→ **Entries supplied**
----

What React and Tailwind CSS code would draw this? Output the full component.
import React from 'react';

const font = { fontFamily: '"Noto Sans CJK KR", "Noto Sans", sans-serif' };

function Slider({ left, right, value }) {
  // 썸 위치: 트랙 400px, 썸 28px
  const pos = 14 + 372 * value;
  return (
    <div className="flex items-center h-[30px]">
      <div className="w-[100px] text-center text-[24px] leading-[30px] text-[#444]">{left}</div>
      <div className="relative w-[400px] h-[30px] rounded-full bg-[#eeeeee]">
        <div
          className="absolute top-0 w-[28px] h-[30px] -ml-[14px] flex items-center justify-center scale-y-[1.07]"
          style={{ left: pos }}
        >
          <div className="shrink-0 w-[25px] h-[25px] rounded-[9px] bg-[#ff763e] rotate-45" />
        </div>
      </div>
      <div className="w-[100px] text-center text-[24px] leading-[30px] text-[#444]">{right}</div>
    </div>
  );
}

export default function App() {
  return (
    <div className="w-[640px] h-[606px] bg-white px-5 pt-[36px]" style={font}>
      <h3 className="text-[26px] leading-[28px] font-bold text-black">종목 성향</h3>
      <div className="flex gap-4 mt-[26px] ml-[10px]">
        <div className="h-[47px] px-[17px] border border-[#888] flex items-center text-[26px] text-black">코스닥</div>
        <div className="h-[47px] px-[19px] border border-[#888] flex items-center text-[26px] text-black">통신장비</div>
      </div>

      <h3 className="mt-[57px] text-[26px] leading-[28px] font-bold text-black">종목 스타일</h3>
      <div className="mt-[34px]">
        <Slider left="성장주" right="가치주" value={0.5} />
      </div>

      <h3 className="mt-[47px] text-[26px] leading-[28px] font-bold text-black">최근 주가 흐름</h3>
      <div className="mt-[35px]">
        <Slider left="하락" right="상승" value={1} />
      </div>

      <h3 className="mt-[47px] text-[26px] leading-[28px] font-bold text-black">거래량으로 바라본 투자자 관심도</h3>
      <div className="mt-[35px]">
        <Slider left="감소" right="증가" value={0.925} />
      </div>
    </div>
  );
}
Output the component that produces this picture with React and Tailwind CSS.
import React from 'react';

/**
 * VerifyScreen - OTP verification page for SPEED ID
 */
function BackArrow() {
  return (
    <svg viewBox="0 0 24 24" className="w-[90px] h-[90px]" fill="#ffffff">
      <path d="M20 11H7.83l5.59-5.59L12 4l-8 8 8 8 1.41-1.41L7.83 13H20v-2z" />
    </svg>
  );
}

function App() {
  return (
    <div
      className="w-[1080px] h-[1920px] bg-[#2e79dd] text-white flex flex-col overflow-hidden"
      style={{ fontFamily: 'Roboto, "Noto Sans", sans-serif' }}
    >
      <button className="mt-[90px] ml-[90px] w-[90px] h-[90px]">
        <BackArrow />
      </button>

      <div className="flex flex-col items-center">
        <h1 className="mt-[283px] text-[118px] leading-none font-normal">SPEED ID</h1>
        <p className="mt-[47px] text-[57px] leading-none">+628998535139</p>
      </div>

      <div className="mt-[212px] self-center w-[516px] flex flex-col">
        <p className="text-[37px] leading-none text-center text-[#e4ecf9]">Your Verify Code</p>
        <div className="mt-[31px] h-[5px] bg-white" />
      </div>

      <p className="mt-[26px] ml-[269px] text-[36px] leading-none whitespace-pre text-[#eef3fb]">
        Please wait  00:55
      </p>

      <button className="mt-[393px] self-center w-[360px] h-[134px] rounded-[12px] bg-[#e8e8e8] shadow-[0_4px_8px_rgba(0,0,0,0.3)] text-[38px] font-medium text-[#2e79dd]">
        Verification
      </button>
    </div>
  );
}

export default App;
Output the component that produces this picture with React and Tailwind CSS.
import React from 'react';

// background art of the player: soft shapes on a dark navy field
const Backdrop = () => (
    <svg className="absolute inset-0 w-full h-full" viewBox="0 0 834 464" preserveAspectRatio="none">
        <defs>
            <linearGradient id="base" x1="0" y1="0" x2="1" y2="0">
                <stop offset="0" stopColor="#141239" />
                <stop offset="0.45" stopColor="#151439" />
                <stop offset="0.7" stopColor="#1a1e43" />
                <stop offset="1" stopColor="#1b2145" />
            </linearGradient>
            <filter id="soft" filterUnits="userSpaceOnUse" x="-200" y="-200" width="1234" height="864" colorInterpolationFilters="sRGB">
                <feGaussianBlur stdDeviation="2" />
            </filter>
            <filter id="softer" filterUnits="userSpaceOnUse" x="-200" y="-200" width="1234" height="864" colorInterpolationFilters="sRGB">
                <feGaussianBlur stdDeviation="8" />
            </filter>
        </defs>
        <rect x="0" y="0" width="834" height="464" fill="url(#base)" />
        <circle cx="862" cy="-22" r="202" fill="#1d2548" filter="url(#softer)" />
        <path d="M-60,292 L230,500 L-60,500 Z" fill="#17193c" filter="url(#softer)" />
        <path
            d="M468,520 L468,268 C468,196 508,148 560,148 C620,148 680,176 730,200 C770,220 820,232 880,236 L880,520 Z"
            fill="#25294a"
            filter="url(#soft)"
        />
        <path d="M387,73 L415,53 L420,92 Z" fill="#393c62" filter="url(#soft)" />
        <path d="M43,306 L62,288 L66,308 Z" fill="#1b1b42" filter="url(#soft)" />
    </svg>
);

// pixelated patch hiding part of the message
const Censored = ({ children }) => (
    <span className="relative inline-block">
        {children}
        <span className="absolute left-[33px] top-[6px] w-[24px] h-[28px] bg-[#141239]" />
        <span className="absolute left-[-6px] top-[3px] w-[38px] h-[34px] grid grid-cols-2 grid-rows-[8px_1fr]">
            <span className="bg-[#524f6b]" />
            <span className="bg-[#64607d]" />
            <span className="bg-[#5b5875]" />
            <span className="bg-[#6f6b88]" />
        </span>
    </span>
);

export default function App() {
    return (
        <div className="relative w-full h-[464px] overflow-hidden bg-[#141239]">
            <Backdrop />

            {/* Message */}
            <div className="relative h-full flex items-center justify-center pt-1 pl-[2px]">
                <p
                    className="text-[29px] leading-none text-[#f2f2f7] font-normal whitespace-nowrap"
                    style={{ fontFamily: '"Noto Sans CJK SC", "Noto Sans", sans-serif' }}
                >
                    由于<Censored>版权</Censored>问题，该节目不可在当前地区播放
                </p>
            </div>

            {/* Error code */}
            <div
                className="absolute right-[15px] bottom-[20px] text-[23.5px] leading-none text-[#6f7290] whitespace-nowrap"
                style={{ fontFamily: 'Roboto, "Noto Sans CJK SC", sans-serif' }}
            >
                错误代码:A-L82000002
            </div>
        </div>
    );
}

----

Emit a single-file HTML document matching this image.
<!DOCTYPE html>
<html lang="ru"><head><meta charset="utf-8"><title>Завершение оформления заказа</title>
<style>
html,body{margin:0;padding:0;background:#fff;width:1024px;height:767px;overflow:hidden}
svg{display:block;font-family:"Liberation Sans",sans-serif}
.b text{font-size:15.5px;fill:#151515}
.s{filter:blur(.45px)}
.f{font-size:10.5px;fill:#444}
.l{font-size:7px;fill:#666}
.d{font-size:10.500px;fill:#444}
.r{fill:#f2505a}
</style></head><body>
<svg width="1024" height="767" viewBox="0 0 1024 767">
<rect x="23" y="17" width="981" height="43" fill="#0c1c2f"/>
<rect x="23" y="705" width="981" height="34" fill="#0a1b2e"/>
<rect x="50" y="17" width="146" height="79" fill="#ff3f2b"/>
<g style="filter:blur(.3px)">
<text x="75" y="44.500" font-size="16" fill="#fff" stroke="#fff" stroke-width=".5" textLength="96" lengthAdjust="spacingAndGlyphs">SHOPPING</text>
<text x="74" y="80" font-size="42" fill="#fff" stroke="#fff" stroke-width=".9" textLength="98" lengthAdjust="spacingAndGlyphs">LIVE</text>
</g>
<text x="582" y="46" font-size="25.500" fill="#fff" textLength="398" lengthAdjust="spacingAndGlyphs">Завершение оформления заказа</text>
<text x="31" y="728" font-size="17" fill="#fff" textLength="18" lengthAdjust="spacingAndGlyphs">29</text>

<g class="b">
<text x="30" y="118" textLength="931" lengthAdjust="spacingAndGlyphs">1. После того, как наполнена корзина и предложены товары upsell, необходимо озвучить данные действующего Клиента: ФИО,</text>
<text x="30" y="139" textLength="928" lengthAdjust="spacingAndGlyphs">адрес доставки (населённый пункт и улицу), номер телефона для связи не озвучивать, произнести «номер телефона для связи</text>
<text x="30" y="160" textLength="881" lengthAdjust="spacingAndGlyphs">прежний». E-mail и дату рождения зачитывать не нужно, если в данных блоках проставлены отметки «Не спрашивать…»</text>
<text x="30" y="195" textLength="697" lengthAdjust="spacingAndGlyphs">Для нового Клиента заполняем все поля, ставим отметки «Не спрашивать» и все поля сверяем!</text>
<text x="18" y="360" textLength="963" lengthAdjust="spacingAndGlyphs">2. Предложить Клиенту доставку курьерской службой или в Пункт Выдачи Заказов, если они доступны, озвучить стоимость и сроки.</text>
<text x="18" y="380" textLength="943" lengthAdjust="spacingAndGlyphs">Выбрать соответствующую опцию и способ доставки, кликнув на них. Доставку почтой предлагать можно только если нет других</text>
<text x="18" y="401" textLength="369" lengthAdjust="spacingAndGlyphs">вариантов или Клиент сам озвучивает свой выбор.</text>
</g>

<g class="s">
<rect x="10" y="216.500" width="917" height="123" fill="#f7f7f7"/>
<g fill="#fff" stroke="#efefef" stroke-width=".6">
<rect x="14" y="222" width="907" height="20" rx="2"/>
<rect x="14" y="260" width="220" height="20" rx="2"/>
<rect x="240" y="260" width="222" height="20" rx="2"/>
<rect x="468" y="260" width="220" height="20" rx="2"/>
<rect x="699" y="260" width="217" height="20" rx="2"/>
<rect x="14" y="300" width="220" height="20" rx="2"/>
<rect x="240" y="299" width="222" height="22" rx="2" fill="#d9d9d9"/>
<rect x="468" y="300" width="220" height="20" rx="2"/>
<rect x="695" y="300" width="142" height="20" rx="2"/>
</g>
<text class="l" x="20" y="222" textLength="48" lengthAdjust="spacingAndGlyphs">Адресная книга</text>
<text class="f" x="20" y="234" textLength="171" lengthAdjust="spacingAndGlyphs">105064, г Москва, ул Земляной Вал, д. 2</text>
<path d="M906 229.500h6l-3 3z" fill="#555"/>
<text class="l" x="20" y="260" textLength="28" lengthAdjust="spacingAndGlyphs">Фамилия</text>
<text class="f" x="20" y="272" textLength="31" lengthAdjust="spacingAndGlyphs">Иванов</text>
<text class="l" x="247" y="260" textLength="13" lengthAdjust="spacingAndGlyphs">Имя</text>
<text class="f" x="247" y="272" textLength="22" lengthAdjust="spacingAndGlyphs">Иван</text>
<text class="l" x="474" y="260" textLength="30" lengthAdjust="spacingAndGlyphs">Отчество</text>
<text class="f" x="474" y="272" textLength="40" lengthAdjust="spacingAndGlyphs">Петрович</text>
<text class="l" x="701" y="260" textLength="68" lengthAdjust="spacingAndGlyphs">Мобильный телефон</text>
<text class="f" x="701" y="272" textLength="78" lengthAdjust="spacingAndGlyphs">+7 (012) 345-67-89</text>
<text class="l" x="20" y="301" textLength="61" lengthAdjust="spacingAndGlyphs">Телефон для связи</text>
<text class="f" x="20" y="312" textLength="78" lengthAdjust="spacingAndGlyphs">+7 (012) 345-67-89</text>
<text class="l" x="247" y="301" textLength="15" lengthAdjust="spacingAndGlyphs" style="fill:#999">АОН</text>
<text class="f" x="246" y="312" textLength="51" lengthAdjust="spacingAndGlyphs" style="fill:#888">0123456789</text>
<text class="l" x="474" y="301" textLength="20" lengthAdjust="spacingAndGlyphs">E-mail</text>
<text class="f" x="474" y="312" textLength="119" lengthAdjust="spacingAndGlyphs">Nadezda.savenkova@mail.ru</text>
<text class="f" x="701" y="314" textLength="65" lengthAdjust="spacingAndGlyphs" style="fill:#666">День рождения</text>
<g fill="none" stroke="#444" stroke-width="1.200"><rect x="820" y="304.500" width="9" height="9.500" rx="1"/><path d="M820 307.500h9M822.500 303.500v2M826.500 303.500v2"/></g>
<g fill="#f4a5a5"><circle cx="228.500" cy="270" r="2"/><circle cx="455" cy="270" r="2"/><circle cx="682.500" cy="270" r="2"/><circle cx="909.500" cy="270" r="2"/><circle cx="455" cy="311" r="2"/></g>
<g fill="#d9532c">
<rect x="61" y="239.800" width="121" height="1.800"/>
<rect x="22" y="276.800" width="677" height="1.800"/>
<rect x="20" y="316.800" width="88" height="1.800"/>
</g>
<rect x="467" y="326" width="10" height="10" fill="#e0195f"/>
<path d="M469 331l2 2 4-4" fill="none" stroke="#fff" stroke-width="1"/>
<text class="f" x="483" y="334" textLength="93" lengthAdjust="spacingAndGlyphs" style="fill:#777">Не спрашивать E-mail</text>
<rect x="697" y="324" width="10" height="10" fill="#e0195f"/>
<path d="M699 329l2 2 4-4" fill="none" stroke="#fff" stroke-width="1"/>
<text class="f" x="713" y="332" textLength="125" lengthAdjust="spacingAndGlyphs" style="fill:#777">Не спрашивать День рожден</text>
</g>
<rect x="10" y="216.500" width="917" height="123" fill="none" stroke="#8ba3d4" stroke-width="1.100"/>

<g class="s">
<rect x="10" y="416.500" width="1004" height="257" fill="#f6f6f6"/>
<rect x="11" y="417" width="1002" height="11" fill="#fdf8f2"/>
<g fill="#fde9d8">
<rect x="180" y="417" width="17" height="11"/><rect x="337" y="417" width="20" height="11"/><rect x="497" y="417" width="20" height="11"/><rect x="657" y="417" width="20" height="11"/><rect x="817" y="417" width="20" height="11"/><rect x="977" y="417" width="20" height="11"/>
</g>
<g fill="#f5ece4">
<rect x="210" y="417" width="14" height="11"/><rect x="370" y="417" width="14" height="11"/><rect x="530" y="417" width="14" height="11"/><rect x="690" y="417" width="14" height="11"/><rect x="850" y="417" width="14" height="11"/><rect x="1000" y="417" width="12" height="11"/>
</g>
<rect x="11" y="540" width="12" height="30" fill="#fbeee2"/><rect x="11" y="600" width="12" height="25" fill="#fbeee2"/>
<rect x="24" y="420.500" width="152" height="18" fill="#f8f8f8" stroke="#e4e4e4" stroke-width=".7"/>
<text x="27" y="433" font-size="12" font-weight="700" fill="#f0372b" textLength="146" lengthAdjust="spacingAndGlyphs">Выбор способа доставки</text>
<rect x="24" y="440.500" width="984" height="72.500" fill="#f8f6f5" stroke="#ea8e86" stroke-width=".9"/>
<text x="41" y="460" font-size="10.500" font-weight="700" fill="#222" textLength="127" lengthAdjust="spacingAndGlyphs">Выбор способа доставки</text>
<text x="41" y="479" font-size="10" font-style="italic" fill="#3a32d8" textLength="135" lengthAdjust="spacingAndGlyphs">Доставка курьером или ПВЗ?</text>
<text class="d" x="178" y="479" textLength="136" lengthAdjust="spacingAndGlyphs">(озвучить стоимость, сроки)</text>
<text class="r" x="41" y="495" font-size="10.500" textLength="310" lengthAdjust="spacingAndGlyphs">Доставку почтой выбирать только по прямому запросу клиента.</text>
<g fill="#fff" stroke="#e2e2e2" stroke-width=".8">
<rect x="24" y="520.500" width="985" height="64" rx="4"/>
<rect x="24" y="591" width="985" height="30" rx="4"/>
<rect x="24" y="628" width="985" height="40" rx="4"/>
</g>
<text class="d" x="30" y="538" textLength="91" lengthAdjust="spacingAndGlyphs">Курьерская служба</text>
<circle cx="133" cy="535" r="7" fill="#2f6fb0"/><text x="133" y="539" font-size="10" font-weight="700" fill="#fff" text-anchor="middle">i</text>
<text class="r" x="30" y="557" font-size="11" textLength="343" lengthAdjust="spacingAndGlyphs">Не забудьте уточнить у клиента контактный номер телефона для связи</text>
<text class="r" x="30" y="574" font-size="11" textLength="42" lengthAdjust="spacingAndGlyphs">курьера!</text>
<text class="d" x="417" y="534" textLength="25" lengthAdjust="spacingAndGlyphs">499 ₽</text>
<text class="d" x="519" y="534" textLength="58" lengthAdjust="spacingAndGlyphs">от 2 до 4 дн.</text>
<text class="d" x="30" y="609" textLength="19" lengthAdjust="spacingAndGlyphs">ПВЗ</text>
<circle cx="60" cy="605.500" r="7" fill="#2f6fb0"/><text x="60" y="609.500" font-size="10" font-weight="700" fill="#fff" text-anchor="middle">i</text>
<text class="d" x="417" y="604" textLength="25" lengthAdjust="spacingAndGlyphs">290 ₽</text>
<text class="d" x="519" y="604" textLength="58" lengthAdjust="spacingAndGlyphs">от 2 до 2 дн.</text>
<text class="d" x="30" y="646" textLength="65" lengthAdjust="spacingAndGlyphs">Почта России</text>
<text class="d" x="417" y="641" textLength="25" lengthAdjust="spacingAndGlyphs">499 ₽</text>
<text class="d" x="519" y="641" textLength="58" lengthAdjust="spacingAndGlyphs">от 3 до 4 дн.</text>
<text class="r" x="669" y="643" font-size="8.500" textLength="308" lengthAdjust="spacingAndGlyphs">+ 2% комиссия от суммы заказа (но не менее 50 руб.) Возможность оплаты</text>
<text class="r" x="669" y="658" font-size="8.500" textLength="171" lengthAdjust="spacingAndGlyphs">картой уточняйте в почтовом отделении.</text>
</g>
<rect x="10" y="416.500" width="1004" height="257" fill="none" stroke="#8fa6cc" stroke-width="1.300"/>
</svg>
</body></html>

----

→ **Challenge**
Gather all lines where the word "full" appears.

→ **Output below**
What React and Tailwind CSS code would draw this? Output the full component.
      <div className="relative w-[400px] h-[30px] rounded-full bg-[#eeeeee]">
    <svg className="absolute inset-0 w-full h-full" viewBox="0 0 834 464" preserveAspectRatio="none">
        <div className="relative w-full h-[464px] overflow-hidden bg-[#141239]">
            <div className="relative h-full flex items-center justify-center pt-1 pl-[2px]">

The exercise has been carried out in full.